Given request: Would you repeat the listing exactly but omit every picture?
── Dataset content ──
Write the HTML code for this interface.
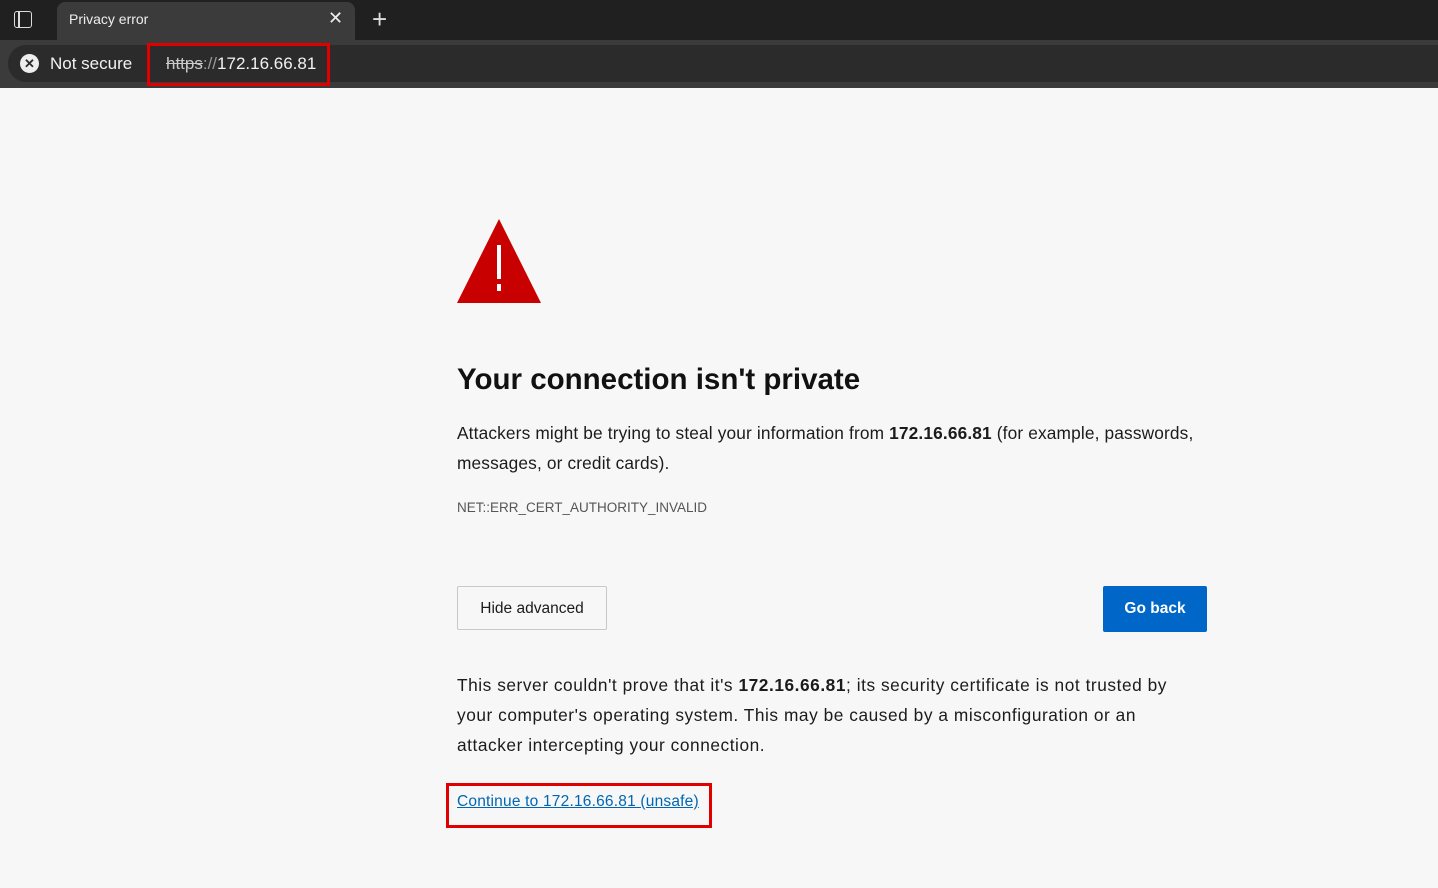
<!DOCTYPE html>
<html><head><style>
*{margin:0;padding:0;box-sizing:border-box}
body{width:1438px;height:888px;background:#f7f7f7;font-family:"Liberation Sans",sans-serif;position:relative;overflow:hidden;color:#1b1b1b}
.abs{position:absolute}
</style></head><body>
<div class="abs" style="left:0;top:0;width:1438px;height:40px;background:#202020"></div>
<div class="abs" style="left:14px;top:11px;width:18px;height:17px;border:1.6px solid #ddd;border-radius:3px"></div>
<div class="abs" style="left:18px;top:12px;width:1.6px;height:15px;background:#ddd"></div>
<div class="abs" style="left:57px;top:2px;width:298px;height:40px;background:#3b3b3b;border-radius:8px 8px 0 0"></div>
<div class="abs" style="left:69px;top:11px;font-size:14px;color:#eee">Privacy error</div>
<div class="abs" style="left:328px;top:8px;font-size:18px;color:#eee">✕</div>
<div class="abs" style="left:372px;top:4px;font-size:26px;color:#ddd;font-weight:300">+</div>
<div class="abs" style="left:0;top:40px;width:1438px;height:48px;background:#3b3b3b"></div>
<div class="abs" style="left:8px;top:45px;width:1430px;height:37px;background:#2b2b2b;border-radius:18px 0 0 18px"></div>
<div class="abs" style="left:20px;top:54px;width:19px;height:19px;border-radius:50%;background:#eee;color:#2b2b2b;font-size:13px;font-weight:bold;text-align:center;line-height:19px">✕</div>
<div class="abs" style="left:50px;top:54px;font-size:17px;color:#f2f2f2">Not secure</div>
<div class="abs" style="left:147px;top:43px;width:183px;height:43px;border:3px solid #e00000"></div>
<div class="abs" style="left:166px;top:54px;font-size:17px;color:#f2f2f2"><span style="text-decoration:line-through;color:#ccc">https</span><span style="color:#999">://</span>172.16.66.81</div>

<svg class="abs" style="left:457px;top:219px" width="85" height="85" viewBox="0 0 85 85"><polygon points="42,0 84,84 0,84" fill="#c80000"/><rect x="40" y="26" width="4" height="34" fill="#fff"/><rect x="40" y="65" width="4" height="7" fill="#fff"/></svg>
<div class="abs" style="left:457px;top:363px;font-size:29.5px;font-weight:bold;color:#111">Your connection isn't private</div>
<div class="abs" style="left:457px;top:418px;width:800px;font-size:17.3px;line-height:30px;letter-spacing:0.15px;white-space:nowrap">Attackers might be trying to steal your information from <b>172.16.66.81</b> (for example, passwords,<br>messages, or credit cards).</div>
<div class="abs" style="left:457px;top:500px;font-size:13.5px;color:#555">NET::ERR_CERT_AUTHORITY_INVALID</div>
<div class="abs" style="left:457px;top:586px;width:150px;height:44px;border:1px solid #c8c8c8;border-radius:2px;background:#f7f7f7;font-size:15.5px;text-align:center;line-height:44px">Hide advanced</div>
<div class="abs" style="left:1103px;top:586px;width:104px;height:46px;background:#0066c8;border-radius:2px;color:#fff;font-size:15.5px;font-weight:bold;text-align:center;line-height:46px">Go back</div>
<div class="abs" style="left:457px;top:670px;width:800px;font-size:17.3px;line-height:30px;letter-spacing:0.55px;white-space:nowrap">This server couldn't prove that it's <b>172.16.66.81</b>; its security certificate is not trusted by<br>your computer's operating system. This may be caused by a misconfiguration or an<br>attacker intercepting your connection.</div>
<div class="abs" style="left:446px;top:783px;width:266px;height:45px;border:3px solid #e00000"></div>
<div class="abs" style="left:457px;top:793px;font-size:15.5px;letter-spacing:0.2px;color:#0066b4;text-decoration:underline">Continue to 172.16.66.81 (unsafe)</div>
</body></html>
───
Task output:
Write the HTML code for this interface.
<!DOCTYPE html>
<html><head><style>
*{margin:0;padding:0;box-sizing:border-box}
body{width:1438px;height:888px;background:#f7f7f7;font-family:"Liberation Sans",sans-serif;position:relative;overflow:hidden;color:#1b1b1b}
.abs{position:absolute}
</style></head><body>
<div class="abs" style="left:0;top:0;width:1438px;height:40px;background:#202020"></div>
<div class="abs" style="left:14px;top:11px;width:18px;height:17px;border:1.6px solid #ddd;border-radius:3px"></div>
<div class="abs" style="left:18px;top:12px;width:1.6px;height:15px;background:#ddd"></div>
<div class="abs" style="left:57px;top:2px;width:298px;height:40px;background:#3b3b3b;border-radius:8px 8px 0 0"></div>
<div class="abs" style="left:69px;top:11px;font-size:14px;color:#eee">Privacy error</div>
<div class="abs" style="left:328px;top:8px;font-size:18px;color:#eee">✕</div>
<div class="abs" style="left:372px;top:4px;font-size:26px;color:#ddd;font-weight:300">+</div>
<div class="abs" style="left:0;top:40px;width:1438px;height:48px;background:#3b3b3b"></div>
<div class="abs" style="left:8px;top:45px;width:1430px;height:37px;background:#2b2b2b;border-radius:18px 0 0 18px"></div>
<div class="abs" style="left:20px;top:54px;width:19px;height:19px;border-radius:50%;background:#eee;color:#2b2b2b;font-size:13px;font-weight:bold;text-align:center;line-height:19px">✕</div>
<div class="abs" style="left:50px;top:54px;font-size:17px;color:#f2f2f2">Not secure</div>
<div class="abs" style="left:147px;top:43px;width:183px;height:43px;border:3px solid #e00000"></div>
<div class="abs" style="left:166px;top:54px;font-size:17px;color:#f2f2f2"><span style="text-decoration:line-through;color:#ccc">https</span><span style="color:#999">://</span>172.16.66.81</div>

<svg class="abs" style="left:457px;top:219px" width="85" height="85" viewBox="0 0 85 85"><polygon points="42,0 84,84 0,84" fill="#c80000"/><rect x="40" y="26" width="4" height="34" fill="#fff"/><rect x="40" y="65" width="4" height="7" fill="#fff"/></svg>
<div class="abs" style="left:457px;top:363px;font-size:29.5px;font-weight:bold;color:#111">Your connection isn't private</div>
<div class="abs" style="left:457px;top:418px;width:800px;font-size:17.3px;line-height:30px;letter-spacing:0.15px;white-space:nowrap">Attackers might be trying to steal your information from <b>172.16.66.81</b> (for example, passwords,<br>messages, or credit cards).</div>
<div class="abs" style="left:457px;top:500px;font-size:13.5px;color:#555">NET::ERR_CERT_AUTHORITY_INVALID</div>
<div class="abs" style="left:457px;top:586px;width:150px;height:44px;border:1px solid #c8c8c8;border-radius:2px;background:#f7f7f7;font-size:15.5px;text-align:center;line-height:44px">Hide advanced</div>
<div class="abs" style="left:1103px;top:586px;width:104px;height:46px;background:#0066c8;border-radius:2px;color:#fff;font-size:15.5px;font-weight:bold;text-align:center;line-height:46px">Go back</div>
<div class="abs" style="left:457px;top:670px;width:800px;font-size:17.3px;line-height:30px;letter-spacing:0.55px;white-space:nowrap">This server couldn't prove that it's <b>172.16.66.81</b>; its security certificate is not trusted by<br>your computer's operating system. This may be caused by a misconfiguration or an<br>attacker intercepting your connection.</div>
<div class="abs" style="left:446px;top:783px;width:266px;height:45px;border:3px solid #e00000"></div>
<div class="abs" style="left:457px;top:793px;font-size:15.5px;letter-spacing:0.2px;color:#0066b4;text-decoration:underline">Continue to 172.16.66.81 (unsafe)</div>
</body></html>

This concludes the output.